O uso indiscriminado de modelos hipsométricos deve ser visto com bastante cautela, pois dificuldades relacionadas a inconsistência biológica são comuns durante o processamento estatístico. A escolha apropriada de um modelo hipsométrico permite a obtenção de estimativas não enviesadas de altura e, consequentemente, do volume. A inclusão do índice de competição IC4 como variável preditora em modelos hipsométricos mostrou que pode ser uma alternativa viável em substituição ao uso de informações biométricas de árvores dominantes, reduzindo soma de quadrado dos resíduos e a intensidade de fustes amostrados para a modelagem hipsométrica generalista em povoamento equiâneos. Este índice representou a competição unilateral, aquela que implica em concorrência especialmente por radiação luminosa (29), que é comum em povoamentos cuja competição já se encontra estabelecida, em idades próximas a colheita florestal.

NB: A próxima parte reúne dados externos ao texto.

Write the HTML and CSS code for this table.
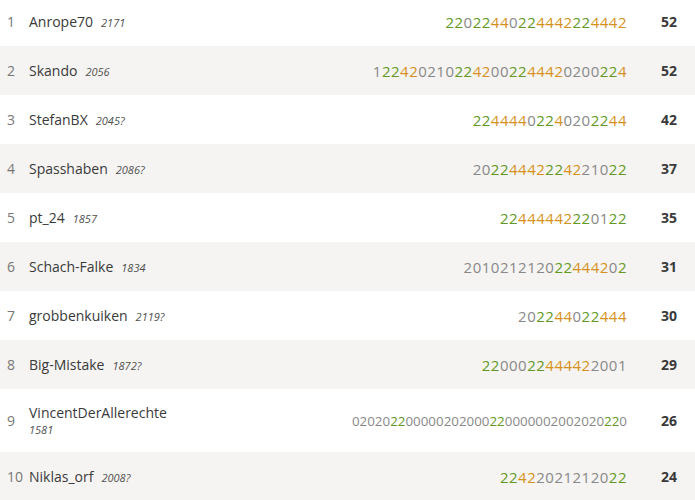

A modelagem hipsométrica é uma etapa fundamental para a estimativa da altura de árvores e quantificação volumétrica em inventários florestais de povoamentos equiâneos. Os resultados obtidos fornecem subsídios importantes para o desenvolvimento de futuras pesquisas sobre a hipsometria em povoamentos florestais empregando, particularmente, modelos de regressão lineares, facilmente ajustados e interpretados. A inclusão de preditores que representam aspectos relacionados as interações bióticas e abióticas na modelagem hipsométrica, como índices de competição, mostrou potencial para a melhoria preditiva sem comprometer a amostragem em campo e o realismo biológico.
Conclusões
A inclusão de índices de competição independentes da distância em modelos hipsométricos ampliam a capacidade de generalização de equações para talhões de eucalipto com distintas capacidades produtivas. O índice de competição IC4, que representa à área basal de árvores vizinhas competidoras, favorece a qualidade de ajuste e desempenho preditivo da modelagem hipsométrica nos sítios estudados. Diante da ausência de informações da altura de árvores dominantes, a modelagem generalista pode ser melhor viabilizada com a inclusão desse índice como variável preditora no modelo de (24).